Title: Shovel Knight
Developer/Publisher: Yacht Club Games
Release Date: June 26, 2014
More often than I wish, I find games designed to resemble retro releases dull, restrictive affairs that claim and try to dish up sweet nostalgia but instead are so terrible that one wonders what was so good about retro titles anyway. But some time ago Vblank Inc. released Retro City Rampage DX, a retro-themed game that showed that current games could possess, one way or another, the magic of retro ones. Recently Shovel Knight, one of the 3DS eShop’s most-hyped titles, arrived after a lengthy development period. The game is Yacht Club Games’s first release. Obviously the second most burning question on everyone’s mind after, “What’s for dinner?” is, “Was Shovel Knight worth the wait?”
Shovel Knight tells the story of a small knight wielding the mighty ShovelBlade, adventuring in a fantasy world that seems to have been influenced by that of Zelda II: The Adventure of Link. One day, while he and his beloved Shield Knight enter the Tower of Fate, an evil amulet knocks them both flat. When Shovel Knight awakens, Shield Knight is gone and the Tower seals itself after his exit. Drat that amulet. It could have been beautiful between the two.

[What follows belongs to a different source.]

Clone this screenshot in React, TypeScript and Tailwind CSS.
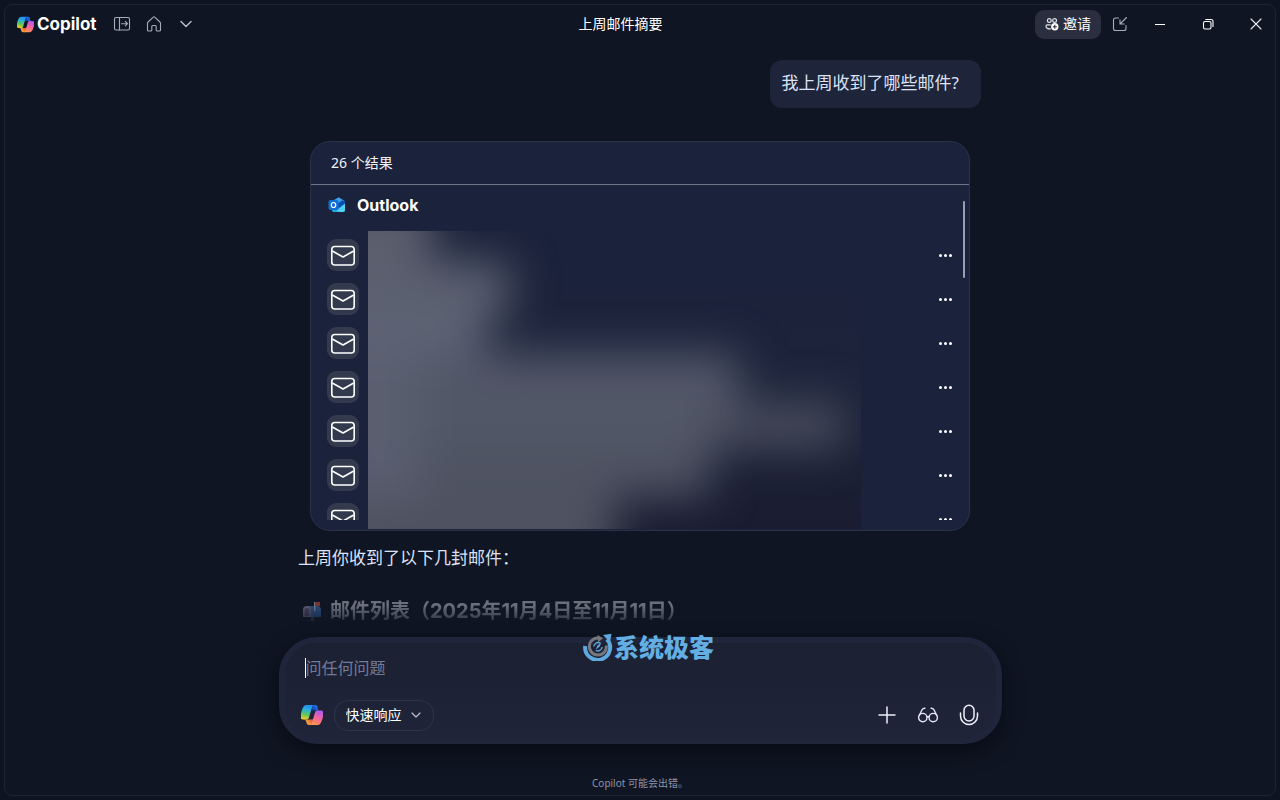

Once the Tower of Fate is reopened by the scheming Enchantress, though, Shovel Knight embarks on perhaps his most epic adventure yet: taking down the Enchantress and her Order of No Quarter while rescuing Shield Knight.
If you ever thought that no one would never come to care for a small, short, voiceless knight except his parents, then Shovel Knight can prove you wrong. Somehow or the other the developers made the character endearing enough (most likely because they weren’t afraid to make him look foolish every now and then) that I really did care about how the story turned out, which is pretty amazing for a game whose character doesn’t exactly have a face.
But the gameplay is what everyone reading this will probably have scrolled down to read about. Shovel Knight uses only two actions for the face buttons. You can jump and you can dig, and that’s all there is. Actions such as a downward thrust while jumping (one of the most important moves in the game) and using relics (‘special items’) are carried out by using a combination of the face buttons and the directional buttons. The simple control scheme helps with the retro feel and works quite well, especially if you use the Circle Pad for the directional controls.
Shovel Knight – an action platformer at its core – shows influence from a lot of retro games – the good bits, that is. The game is challenging but not frustrating. Hand-holding is almost non-existent though, so you should read the game’s digital manual before you play it. Having a tutorial would be pointless anyway, because the game continuously lets you find new ways of getting through the well-designed levels – and the, “A-ha!” moment when you figure it out is immensely satisfying.
Gold is important since you buy everything – health, relics, items with it. Shovel Knight can dig up dirt, navigate treacherous rooms to open treasure chests, and even ‘fish’ for treasures in certain spots using relics. If you die, you lose a third of all your gold at that spot and can go back to reclaim it – if you’re brave enough to risk going back to the spot where you died, because if you die again you lose a third of your gold again and the previous batch of the money you saved and scrimped and then lost disappears.
The visuals are somewhere between 8-bit and 16-bit, and are gorgeous. The retro art style isn’t used as an excuse for getting away with a lazy job on the graphics. The 3D effect makes things even better, adding a sense of depth and some effects even jump right out of the screen. Shovel Knight was one of the few games in which I wanted to keep the 3D effect on while playing. The retro soundtrack is well done and and the sound effects fit in well with the gameplay.
The game is presented well with retro menus and quick load times. The references to classic games and the influences that show are nice to spot for anyone who has had the pleasure of playing 8-bit and 16-bit games. The game’s default controls use B as the ‘confirm’ button though, as it would be on other consoles, which was somewhat confusing at first after using the A button as the ‘confirm’ button for pretty much every 3DS game ever – but you’ll get used to it.
‘Feats’ are achievements that you can unlock as you go through the game (don’t expect to unlock them all easily) and you can collect music sheets and give them to the Music Bard (whom I like to think of as the musical retro equivalent to the merchant in Resident Evil 4) who’ll then let you listen to the game’s various BGMs. These features, along with the ‘New Game +’ option, increase the replay value by leaps and bounds.
Shovel Knight is an almost-perfect game. Yacht Club Games put a lot of effort into it and it shows. The game is fun to play, has humour and is both challenging and rewarding. The price may be high for an eShop game, but there is enough content in the game to warrant it being so. If you were even slightly interested in the game before its release, go ahead and buy it. If you weren’t, then you should at least seriously consider it. It’s a brilliant title that shouldn’t be missed.